### REQUIREMENT
Select all lines in the records that include "this".

### GIVEN RECORDS
--- begin ---

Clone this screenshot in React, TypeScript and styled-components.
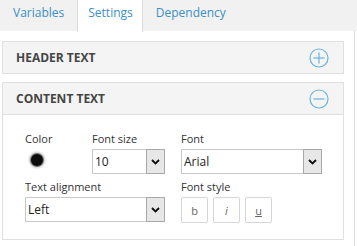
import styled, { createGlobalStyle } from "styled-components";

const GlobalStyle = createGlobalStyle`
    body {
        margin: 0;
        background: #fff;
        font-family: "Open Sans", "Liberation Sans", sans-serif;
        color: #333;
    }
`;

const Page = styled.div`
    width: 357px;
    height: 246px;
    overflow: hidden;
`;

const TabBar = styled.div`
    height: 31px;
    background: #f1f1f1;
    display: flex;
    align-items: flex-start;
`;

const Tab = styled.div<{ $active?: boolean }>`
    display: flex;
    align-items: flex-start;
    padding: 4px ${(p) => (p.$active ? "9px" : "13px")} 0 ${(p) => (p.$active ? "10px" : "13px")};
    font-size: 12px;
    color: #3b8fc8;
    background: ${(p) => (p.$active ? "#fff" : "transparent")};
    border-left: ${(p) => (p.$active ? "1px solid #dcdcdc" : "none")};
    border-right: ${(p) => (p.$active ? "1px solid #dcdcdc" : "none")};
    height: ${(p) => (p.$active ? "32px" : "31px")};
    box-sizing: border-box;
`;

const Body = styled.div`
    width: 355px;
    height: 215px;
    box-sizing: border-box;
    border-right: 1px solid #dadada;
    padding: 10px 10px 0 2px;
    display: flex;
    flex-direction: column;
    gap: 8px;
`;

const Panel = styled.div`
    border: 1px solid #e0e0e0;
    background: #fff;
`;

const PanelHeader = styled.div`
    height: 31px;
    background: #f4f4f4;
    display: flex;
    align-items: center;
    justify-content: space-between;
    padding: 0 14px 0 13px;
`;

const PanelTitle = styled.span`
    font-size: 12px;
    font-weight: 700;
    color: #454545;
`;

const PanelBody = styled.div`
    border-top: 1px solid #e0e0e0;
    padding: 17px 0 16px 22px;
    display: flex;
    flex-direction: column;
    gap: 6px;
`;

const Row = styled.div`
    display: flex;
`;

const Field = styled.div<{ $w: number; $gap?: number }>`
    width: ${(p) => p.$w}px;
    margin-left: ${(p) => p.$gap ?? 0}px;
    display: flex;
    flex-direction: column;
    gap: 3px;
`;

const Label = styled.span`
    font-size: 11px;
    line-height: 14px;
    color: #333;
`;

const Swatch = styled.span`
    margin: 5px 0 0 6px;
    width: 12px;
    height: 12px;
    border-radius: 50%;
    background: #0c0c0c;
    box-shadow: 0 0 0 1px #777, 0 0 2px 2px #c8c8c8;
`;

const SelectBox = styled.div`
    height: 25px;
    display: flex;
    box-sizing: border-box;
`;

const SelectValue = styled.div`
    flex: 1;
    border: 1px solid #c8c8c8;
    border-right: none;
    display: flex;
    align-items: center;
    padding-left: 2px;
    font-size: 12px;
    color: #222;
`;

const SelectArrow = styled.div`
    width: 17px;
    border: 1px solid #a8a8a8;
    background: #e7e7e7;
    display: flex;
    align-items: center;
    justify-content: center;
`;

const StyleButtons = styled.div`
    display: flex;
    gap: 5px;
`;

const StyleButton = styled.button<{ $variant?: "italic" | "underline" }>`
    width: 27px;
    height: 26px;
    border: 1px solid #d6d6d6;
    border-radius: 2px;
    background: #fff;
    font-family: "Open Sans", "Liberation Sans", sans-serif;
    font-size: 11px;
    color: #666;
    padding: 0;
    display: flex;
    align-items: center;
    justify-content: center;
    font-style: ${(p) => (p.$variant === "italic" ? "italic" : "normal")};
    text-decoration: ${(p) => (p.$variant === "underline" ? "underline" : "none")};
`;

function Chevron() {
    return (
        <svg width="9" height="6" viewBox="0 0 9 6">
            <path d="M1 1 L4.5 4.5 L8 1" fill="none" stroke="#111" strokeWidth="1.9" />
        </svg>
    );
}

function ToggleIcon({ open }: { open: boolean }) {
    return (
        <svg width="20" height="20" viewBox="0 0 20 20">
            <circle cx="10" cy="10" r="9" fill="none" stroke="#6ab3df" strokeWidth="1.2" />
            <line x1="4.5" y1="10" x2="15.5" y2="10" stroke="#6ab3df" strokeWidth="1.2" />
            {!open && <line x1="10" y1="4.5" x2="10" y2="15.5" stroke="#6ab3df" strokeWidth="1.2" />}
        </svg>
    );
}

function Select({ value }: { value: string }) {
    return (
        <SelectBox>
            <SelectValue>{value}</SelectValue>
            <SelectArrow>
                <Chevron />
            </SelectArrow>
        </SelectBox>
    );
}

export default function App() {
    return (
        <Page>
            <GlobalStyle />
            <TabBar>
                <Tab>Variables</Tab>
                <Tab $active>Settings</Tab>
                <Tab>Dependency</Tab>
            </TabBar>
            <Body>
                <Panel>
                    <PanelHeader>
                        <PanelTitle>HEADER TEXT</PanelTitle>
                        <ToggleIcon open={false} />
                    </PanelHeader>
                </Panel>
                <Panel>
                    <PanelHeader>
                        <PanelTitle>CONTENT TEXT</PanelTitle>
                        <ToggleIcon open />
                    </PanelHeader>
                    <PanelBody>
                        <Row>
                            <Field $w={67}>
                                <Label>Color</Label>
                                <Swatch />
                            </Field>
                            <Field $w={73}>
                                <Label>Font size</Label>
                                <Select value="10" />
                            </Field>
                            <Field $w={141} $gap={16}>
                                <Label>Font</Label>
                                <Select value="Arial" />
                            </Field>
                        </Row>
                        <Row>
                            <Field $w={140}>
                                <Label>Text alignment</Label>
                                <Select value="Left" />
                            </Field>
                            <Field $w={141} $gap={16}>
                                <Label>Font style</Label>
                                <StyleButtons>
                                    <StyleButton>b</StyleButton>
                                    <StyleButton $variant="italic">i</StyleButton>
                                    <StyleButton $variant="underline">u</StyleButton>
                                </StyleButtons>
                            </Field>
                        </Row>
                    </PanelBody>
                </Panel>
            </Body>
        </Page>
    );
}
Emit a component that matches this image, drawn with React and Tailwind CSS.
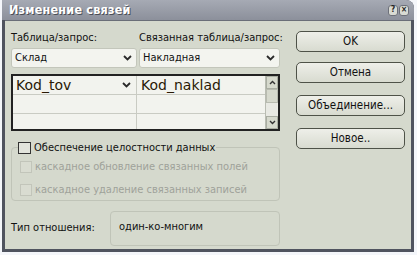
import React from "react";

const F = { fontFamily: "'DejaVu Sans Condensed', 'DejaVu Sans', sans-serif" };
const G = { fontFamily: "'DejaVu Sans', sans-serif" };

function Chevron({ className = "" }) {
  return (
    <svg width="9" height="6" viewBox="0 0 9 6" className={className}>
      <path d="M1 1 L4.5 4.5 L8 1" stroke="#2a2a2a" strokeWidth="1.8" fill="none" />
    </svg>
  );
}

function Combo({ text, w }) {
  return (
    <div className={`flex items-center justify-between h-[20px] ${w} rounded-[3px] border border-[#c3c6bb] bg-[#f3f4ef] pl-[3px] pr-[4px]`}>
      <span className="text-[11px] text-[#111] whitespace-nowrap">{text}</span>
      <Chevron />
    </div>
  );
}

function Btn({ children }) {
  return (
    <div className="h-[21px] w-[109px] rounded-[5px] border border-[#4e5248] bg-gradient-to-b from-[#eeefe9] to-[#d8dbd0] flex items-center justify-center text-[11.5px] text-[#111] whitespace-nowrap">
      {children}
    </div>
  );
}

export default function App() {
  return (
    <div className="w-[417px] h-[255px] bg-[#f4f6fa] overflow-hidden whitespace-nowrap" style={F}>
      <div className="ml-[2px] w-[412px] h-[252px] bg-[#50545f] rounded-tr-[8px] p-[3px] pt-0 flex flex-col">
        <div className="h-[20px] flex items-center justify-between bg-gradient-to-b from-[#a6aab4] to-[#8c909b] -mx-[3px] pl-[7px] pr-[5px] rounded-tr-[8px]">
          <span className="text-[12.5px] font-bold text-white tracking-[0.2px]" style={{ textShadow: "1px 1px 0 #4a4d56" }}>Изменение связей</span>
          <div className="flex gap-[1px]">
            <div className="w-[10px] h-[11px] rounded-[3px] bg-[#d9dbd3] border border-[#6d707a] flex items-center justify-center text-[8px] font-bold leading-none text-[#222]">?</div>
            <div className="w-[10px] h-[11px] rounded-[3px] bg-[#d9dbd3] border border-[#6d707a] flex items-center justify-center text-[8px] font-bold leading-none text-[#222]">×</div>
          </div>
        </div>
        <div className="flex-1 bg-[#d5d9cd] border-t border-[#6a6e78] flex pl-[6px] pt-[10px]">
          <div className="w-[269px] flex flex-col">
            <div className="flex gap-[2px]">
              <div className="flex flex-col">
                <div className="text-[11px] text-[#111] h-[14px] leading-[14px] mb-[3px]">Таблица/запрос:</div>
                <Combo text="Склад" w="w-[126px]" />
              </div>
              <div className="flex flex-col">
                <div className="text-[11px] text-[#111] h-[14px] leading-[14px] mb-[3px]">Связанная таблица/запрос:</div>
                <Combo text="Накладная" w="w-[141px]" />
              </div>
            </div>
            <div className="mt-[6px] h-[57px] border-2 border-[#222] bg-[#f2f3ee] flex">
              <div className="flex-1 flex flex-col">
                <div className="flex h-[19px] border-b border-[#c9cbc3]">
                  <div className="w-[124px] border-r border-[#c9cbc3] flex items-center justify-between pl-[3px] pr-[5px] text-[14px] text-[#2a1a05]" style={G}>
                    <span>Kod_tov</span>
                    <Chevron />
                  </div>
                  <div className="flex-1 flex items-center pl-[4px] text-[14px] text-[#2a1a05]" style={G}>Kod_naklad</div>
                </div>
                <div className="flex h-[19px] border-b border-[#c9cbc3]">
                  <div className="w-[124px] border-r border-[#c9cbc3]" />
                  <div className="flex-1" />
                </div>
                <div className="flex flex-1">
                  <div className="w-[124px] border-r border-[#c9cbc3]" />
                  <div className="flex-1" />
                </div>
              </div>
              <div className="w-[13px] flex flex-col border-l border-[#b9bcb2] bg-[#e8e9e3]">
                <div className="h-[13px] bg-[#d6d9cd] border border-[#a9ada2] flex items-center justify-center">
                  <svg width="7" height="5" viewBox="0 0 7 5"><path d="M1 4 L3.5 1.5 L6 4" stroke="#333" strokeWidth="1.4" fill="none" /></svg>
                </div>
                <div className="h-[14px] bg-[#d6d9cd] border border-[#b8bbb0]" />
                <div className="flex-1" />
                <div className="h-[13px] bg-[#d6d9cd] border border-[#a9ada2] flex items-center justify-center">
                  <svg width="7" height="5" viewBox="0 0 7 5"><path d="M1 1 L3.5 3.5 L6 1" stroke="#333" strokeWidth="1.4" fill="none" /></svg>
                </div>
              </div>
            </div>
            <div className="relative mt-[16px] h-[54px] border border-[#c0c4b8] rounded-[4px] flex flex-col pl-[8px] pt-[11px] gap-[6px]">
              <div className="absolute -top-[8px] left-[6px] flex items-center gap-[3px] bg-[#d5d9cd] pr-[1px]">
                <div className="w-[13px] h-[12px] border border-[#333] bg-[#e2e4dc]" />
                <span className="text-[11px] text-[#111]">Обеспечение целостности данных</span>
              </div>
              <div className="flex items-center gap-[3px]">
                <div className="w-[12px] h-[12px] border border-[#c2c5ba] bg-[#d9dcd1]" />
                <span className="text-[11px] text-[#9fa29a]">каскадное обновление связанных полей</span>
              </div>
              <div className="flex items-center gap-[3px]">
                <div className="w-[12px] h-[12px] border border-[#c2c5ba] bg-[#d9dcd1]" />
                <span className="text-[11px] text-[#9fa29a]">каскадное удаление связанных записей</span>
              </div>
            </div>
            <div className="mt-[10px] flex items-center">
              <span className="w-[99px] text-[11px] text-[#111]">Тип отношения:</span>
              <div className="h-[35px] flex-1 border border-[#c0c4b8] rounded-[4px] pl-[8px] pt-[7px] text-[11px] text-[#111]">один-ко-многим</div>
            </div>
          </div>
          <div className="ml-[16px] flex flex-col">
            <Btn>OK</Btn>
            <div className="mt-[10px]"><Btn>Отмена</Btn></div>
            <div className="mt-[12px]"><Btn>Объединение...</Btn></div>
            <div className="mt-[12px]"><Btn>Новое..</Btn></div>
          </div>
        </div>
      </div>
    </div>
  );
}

--- end ---

### REPLY TO THE TASK
Clone this screenshot in React, TypeScript and styled-components.
Emit a component that matches this image, drawn with React and Tailwind CSS.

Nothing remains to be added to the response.